CASTEP has a large user-base, currently over 850 academic research groups and many companies worldwide. Within the UK, it is used frequently by the UKCP and the Materials Chemistry HEC consortia and by members of CCP9 and CCP-NC for crystalline NMR simulations. This user-base spans a wide range of materials research in Physics, Chemistry, Materials Science, Earth Sciences and Engineering departments. The success of this project means that CASTEP can now be used far more efficiently on KNL machines, such as the KNL nodes of ARCHER and the much larger Tier-2 KNL machine at CSD3.
Achievement of objectives
Work Package 1: Optimise identified computational bottlenecks.

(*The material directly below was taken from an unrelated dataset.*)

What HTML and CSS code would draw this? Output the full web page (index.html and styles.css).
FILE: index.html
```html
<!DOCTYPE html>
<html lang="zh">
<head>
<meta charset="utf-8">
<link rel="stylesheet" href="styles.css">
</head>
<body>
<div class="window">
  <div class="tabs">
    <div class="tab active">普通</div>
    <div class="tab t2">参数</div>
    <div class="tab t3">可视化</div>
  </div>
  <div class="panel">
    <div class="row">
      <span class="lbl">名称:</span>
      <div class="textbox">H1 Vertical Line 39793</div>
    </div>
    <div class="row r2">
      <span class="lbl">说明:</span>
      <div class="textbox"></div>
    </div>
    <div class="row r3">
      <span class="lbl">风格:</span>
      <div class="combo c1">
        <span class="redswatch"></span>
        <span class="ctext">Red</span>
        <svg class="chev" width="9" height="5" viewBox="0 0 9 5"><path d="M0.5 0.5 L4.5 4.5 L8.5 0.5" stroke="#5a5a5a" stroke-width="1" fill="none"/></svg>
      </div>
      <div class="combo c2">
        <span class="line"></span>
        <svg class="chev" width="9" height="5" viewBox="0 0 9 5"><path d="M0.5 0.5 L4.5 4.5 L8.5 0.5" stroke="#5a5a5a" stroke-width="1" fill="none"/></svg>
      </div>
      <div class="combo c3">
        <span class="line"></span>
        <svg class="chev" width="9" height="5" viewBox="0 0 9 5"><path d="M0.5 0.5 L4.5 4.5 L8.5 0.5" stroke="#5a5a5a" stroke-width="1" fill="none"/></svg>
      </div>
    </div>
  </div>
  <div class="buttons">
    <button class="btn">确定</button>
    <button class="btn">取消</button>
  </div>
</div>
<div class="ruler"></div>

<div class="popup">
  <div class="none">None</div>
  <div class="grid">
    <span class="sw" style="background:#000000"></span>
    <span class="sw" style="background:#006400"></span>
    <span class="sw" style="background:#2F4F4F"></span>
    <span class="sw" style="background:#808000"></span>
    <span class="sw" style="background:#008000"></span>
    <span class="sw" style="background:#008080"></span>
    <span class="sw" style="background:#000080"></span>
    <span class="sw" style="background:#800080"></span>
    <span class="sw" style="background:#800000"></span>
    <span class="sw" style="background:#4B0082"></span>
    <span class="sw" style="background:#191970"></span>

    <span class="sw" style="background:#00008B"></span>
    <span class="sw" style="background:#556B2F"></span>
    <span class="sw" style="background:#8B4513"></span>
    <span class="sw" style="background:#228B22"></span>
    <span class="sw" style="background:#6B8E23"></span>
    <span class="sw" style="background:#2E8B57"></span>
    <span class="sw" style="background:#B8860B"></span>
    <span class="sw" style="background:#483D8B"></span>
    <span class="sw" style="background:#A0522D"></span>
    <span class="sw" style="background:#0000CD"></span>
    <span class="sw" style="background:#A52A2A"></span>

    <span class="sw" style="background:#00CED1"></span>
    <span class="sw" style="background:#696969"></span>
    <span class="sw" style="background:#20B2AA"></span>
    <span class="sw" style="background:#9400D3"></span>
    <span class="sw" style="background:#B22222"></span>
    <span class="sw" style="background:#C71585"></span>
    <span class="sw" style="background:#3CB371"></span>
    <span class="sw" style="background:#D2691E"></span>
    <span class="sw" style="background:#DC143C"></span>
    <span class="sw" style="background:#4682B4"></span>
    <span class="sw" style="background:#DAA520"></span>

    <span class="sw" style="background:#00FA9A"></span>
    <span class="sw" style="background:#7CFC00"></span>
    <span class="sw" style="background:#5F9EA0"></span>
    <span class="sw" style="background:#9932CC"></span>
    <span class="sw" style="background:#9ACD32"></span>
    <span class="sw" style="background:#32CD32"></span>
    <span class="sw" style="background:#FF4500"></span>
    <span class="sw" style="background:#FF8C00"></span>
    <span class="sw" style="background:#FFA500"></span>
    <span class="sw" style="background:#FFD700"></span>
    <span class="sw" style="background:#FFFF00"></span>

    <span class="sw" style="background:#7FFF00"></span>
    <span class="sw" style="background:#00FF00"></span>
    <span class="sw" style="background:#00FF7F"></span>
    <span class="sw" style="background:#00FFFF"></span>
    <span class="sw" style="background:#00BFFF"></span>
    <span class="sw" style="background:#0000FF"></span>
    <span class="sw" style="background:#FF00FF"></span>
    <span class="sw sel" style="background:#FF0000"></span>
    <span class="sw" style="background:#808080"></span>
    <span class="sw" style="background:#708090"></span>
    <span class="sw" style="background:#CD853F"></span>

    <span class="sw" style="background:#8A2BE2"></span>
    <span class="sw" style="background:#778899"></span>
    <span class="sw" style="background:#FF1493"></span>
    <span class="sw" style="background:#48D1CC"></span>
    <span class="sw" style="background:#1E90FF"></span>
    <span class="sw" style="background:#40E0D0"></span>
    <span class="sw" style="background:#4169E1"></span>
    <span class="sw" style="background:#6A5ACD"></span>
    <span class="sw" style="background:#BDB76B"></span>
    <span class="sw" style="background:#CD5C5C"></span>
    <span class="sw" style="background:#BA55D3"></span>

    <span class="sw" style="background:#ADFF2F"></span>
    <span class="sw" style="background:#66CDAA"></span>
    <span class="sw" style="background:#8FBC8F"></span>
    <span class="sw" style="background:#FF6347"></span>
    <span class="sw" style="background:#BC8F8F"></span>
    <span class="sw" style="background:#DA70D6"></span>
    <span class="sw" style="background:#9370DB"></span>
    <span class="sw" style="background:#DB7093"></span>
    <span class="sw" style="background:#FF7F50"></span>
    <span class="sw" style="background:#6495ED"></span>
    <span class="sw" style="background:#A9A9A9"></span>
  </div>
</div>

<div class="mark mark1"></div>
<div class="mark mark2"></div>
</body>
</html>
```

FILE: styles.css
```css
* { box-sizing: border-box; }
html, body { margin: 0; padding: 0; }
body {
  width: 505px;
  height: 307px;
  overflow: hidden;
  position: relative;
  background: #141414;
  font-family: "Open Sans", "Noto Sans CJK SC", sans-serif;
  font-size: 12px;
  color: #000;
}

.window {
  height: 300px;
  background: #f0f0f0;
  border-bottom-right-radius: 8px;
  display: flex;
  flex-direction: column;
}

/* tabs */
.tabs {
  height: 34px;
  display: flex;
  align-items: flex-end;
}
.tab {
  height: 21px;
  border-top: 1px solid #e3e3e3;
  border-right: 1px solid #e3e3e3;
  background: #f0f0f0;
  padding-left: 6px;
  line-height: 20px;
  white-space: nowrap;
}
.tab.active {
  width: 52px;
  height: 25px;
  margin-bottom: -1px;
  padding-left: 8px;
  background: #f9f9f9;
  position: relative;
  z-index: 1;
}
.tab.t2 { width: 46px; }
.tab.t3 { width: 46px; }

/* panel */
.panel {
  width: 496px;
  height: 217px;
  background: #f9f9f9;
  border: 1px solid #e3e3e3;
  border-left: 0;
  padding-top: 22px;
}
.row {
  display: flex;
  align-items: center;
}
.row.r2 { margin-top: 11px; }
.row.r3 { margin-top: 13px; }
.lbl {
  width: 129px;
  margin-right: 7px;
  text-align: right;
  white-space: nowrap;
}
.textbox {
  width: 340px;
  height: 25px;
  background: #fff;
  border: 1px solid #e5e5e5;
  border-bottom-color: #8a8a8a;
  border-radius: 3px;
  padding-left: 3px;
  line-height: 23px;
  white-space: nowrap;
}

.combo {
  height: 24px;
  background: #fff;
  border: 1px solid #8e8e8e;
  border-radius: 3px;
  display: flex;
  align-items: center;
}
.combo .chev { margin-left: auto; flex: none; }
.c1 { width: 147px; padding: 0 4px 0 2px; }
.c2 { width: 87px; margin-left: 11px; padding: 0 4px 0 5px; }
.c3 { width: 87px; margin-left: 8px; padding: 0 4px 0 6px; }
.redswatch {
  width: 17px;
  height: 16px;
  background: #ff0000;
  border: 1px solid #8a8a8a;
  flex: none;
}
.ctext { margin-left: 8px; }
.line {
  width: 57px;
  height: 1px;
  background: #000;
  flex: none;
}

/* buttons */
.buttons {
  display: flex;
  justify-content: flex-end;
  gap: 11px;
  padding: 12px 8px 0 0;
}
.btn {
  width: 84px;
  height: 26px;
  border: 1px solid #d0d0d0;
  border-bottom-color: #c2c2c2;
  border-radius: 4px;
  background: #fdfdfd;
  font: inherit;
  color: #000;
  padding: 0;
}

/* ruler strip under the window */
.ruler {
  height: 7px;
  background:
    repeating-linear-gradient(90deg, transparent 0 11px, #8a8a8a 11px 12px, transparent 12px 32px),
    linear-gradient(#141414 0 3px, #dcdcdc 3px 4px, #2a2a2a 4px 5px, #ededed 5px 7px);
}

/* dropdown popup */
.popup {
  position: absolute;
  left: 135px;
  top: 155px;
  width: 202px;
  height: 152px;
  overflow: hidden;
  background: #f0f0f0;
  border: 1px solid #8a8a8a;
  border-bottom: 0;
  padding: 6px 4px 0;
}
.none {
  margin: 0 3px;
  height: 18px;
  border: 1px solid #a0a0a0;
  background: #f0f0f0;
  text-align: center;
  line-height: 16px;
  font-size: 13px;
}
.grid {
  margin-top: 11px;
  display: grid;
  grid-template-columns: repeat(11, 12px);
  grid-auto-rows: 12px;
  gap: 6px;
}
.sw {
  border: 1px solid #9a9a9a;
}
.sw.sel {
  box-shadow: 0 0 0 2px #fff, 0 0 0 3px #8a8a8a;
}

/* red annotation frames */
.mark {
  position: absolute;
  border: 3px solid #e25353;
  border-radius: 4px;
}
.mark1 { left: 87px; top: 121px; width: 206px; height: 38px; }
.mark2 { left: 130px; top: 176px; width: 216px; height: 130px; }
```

Objective 1: Improvement in KNL performance of bottlenecks by at least 25% without compromising performance on conventional CPUs.

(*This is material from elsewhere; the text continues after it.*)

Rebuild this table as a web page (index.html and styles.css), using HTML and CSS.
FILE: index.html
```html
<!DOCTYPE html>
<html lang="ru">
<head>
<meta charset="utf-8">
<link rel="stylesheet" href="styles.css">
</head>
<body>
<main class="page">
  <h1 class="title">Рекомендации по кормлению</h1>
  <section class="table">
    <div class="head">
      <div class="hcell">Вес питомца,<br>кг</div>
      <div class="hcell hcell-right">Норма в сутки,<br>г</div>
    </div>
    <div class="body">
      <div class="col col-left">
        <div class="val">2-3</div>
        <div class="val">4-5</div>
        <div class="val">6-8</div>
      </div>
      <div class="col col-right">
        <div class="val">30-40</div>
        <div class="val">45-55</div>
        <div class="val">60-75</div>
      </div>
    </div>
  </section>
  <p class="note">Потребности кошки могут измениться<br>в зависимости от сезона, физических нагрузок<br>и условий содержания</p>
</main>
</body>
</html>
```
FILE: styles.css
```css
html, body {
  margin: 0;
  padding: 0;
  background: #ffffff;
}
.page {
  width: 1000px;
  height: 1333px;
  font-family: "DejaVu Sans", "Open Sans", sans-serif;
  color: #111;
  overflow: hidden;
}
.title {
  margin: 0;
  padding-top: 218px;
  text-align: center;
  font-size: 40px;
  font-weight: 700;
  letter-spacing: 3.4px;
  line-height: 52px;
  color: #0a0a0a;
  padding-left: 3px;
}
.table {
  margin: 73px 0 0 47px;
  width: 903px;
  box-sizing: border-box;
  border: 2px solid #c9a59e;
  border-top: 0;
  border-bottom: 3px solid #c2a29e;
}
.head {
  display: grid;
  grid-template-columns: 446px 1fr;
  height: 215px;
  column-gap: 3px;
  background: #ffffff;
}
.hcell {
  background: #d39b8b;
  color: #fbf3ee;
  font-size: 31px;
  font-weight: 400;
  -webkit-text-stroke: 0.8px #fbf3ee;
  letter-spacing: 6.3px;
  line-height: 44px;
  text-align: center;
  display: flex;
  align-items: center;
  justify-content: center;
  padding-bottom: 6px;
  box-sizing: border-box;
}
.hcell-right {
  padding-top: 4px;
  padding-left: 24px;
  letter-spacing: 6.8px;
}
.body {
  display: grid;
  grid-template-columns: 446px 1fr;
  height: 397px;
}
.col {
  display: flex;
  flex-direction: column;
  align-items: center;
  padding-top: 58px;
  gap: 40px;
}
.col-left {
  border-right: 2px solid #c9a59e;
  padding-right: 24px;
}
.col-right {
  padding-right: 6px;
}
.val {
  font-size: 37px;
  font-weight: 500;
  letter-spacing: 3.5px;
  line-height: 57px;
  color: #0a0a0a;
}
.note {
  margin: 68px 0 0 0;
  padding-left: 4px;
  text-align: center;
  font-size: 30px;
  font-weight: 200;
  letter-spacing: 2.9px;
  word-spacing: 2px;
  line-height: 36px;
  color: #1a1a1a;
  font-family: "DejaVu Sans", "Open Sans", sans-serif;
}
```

This objective was met and exceeded greatly, with the identified bottlenecks each being sped up by a factor of 2.5 or more.
Work Package 2: Investigate and improve CASTEP's vectorisation (2 months).
Objective 2a: Identify compute-intensive operations which are not vectorised at present.
Objective 2b: Improve the vectorisation of these bottlenecks to reduce their runtime on KNL by at
least 25% (without compromising performance on conventional CPUs).
These objectives were met. Two routines were identified which performed poorly with long vector lengths. The operations were reworked, resulting in a speed-up of 1.24-1.67 depending on compiler and problem size. A further subroutine was identified which is only called in DFT+U calculations; this subroutine was reworked to replace explicit Fortran code by BLAS calls, with a speed-up of more than 2 on both KNL and conventional CPUs.
Work Package 3: Investigate use of explicit memory allocation (2 months).
Objective 3a: Create benchmark data for various memory modes (flat, cache, hybrid).
Objective 3b: Optimise flat-mode performance by defining what data will be placed in MCDRAM explicitly.
These objectives were met. However despite improving the flat-mode performance significantly, it still fell short of the performance in cached mode.
Work Package 4: Investigate use of multithreading (HT; 1 month).
Objective 4a: Create benchmark data for CASTEP on KNL in a variety of parallel modes.
Objective 4b: Identify key bottlenecks in the optimal parallel mode.
These objectives were met.
Summary of the Software
CASTEP (http://www.castep.org) is a UK-based state-of-the-art implementation of density functional theory and a flagship code for UK HPC. It was rewritten in 1999-2001 according to sound software engineering principles and with HPC in mind. It is available as a system-installed binary on ARCHER, and version 20.1, which includes the developments from this project, will be available following its release.
CASTEP and its source code are available generally under a free-of-charge licence to all academics (see http://www.castep.org/). Pre-compiled CASTEP programs are marketed worldwide by BIOVIA Inc. along with their GUI; for more information, see http://castep.org/CASTEP/GettingCASTEP.
The refactored code has already been merged into the codebase for CASTEP 20.1, to be released later in 2019. Some of the early improvements, such as those to the DFT+U code, were merged in time for the 19.1 release (Dec 2019).
Scientific Benefits
CASTEP is currently used by over 850 academic research groups worldwide and many companies. Within the UK, it is used extensively by the UKCP HEC Consortium and many other users, including members of the Materials Chemistry HEC consortium, and the Collaborative Computational Programmes CCP5, CCP9 and CCP-NC (for crystalline NMR simulations). This user base spans a wide range of materials research in Physics, Chemistry, Materials Science, Earth Sciences and Engineering departments.
The value of this eCSE is that it allows CASTEP to be used much more efficiently on KNL hardware, with a speed-up of around 1.5 times compared to the original CASTEP code. Naturally, in order to exploit this facility a user must have access to such hardware, but these are readily available in the UK via ARCHER or Tier-2 HPC resources.